_YOUR GOAL_
Only the number is wanted: count the lines that contain "with".

_GIVEN INFORMATION_
= = = =
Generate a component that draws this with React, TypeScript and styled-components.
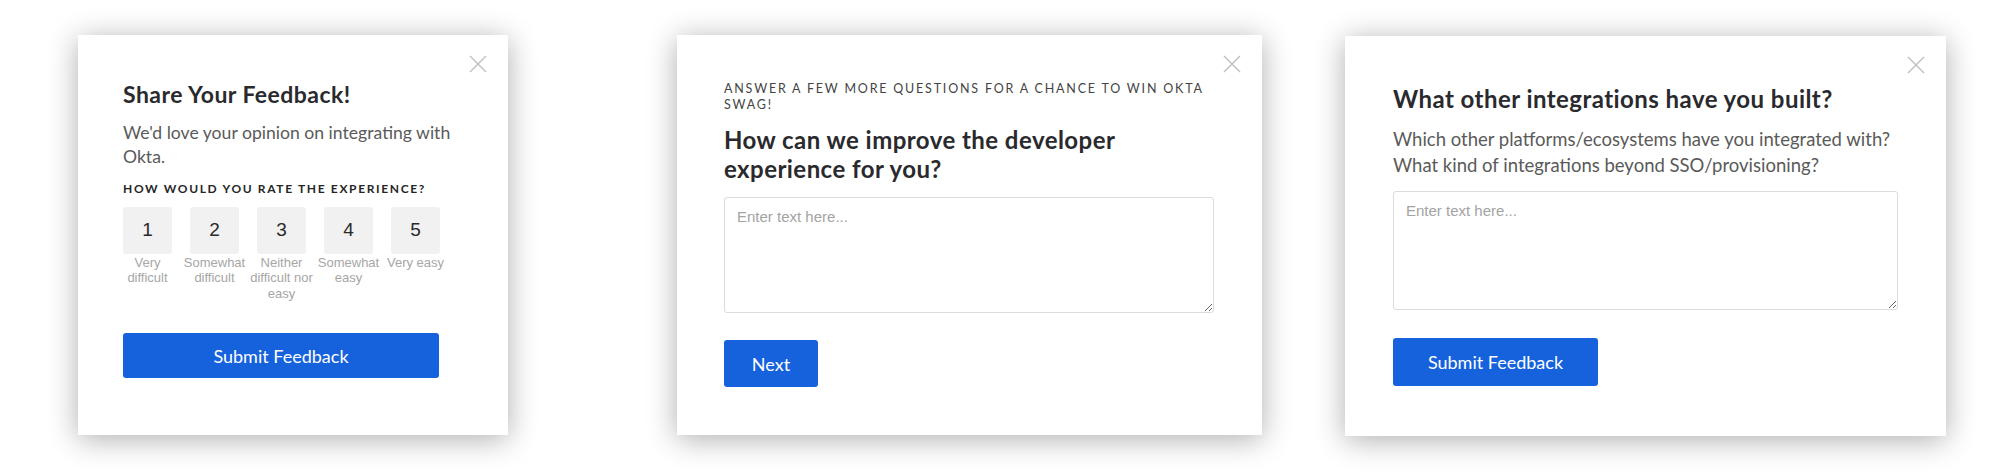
import React from "react";
import styled, { createGlobalStyle } from "styled-components";

const GlobalStyle = createGlobalStyle`
  html, body {
    margin: 0;
    padding: 0;
    background: #ffffff;
  }
  body {
    font-family: "Lato", "Open Sans", sans-serif;
    color: #2b2b2b;
  }
  * {
    box-sizing: border-box;
  }
`;

const colors = {
  blue: "#1662dd",
  title: "#2a2a2e",
  body: "#5a5a5a",
  muted: "#a6a6a6",
  tile: "#f1f1f1",
  border: "#dcdcdc",
};

const Page = styled.div`
  display: flex;
  align-items: flex-start;
  width: 2000px;
  height: 476px;
  padding: 35px 0 0 78px;
`;

const Card = styled.section<{ $width: number; $gap?: number; $top?: number }>`
  position: relative;
  width: ${(p) => p.$width}px;
  height: 400px;
  margin-left: ${(p) => p.$gap ?? 0}px;
  margin-top: ${(p) => p.$top ?? 0}px;
  padding: 46px 48px 0 47px;
  background: #ffffff;
  box-shadow: 0 4px 28px rgba(0, 0, 0, 0.32);
  display: flex;
  flex-direction: column;
  align-items: flex-start;
`;

const Close = styled.button`
  position: absolute;
  top: 20px;
  right: 21px;
  width: 18px;
  height: 18px;
  padding: 0;
  border: 0;
  background: none;
  cursor: pointer;
  display: flex;
`;

const Title = styled.h2<{ $size?: number; $lh?: number }>`
  margin: 0;
  font-size: ${(p) => p.$size ?? 24}px;
  font-weight: 700;
  letter-spacing: 0.45px;
  line-height: ${(p) => p.$lh ?? 27.6}px;
  color: ${colors.title};
`;

const Body = styled.p<{ $size?: number; $lh?: number }>`
  margin: 12px 0 0;
  font-size: ${(p) => p.$size ?? 17.6}px;
  line-height: ${(p) => p.$lh ?? 24}px;
  color: ${colors.body};
`;

const Eyebrow = styled.div`
  font-size: 12.5px;
  line-height: 16px;
  letter-spacing: 1.8px;
  text-transform: uppercase;
  color: #444;
  margin-bottom: 12px;
`;

const Label = styled.div`
  margin-top: 12px;
  font-size: 12px;
  font-weight: 700;
  line-height: 16px;
  letter-spacing: 1.65px;
  text-transform: uppercase;
  color: #262626;
`;

const Scale = styled.div`
  display: flex;
  gap: 18px;
  margin-top: 10px;
`;

const ScaleItem = styled.div`
  width: 49px;
  display: flex;
  flex-direction: column;
  align-items: center;
`;

const Tile = styled.button`
  width: 49px;
  height: 47px;
  border: 0;
  border-radius: 3px;
  background: ${colors.tile};
  font-family: "Liberation Sans", Arial, sans-serif;
  font-size: 19px;
  color: #2a2a2a;
  cursor: pointer;
`;

const TileCaption = styled.div`
  width: 68px;
  margin-top: 1px;
  font-family: "Liberation Sans", Arial, sans-serif;
  font-size: 13px;
  line-height: 15.5px;
  text-align: center;
  color: ${colors.muted};
`;

const TextBox = styled.textarea<{ $height: number; $top: number }>`
  width: 100%;
  height: ${(p) => p.$height}px;
  margin-top: ${(p) => p.$top}px;
  padding: 10px 12px;
  border: 1px solid ${colors.border};
  border-radius: 3px;
  font-family: "Liberation Sans", Arial, sans-serif;
  font-size: 15px;
  color: #333;
  resize: vertical;
  outline: none;

  &::placeholder {
    color: #a3a3a3;
  }
`;

const PrimaryButton = styled.button<{ $width: number; $height: number; $top: number }>`
  width: ${(p) => p.$width}px;
  height: ${(p) => p.$height}px;
  margin-top: ${(p) => p.$top}px;
  border: 0;
  border-radius: 3px;
  background: ${colors.blue};
  color: #ffffff;
  font-family: "Lato", "Open Sans", sans-serif;
  font-size: 18px;
  cursor: pointer;
`;

const CloseIcon = () => (
  <svg width="18" height="18" viewBox="0 0 18 18" fill="none">
    <path d="M1 1L17 17M17 1L1 17" stroke="#c2c2c2" strokeWidth="1.5" />
  </svg>
);

const ratings = [
  { value: 1, caption: "Very difficult" },
  { value: 2, caption: "Somewhat difficult" },
  { value: 3, caption: "Neither difficult nor easy" },
  { value: 4, caption: "Somewhat easy" },
  { value: 5, caption: "Very easy" },
];

const RatingCard = () => (
  <Card $width={430} style={{ paddingLeft: 45, paddingRight: 45 }}>
    <Close aria-label="Close">
      <CloseIcon />
    </Close>
    <Title $size={23}>Share Your Feedback!</Title>
    <Body>We'd love your opinion on integrating with Okta.</Body>
    <Label>How would you rate the experience?</Label>
    <Scale>
      {ratings.map((r) => (
        <ScaleItem key={r.value}>
          <Tile>{r.value}</Tile>
          <TileCaption>{r.caption}</TileCaption>
        </ScaleItem>
      ))}
    </Scale>
    <PrimaryButton $width={316} $height={45} $top={32}>
      Submit Feedback
    </PrimaryButton>
  </Card>
);

const ImproveCard = () => (
  <Card $width={585} $gap={169}>
    <Close aria-label="Close">
      <CloseIcon />
    </Close>
    <Eyebrow>Answer a few more questions for a chance to win Okta swag!</Eyebrow>
    <Title $lh={29}>How can we improve the developer experience for you?</Title>
    <TextBox $height={116} $top={14} placeholder="Enter text here..." />
    <PrimaryButton $width={94} $height={47} $top={27}>
      Next
    </PrimaryButton>
  </Card>
);

const IntegrationsCard = () => (
  <Card $width={601} $gap={83} $top={1} style={{ paddingTop: 48, paddingLeft: 48 }}>
    <Close aria-label="Close">
      <CloseIcon />
    </Close>
    <Title $lh={29}>What other integrations have you built?</Title>
    <Body $size={18.5} $lh={26} style={{ marginTop: 13 }}>
      Which other platforms/ecosystems have you integrated with? What kind of
      integrations beyond SSO/provisioning?
    </Body>
    <TextBox $height={119} $top={13} placeholder="Enter text here..." />
    <PrimaryButton $width={205} $height={48} $top={28}>
      Submit Feedback
    </PrimaryButton>
  </Card>
);

export default function App() {
  return (
    <>
      <GlobalStyle />
      <Page>
        <RatingCard />
        <ImproveCard />
        <IntegrationsCard />
      </Page>
    </>
  );
}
= = = =
_FINAL ANSWER_
3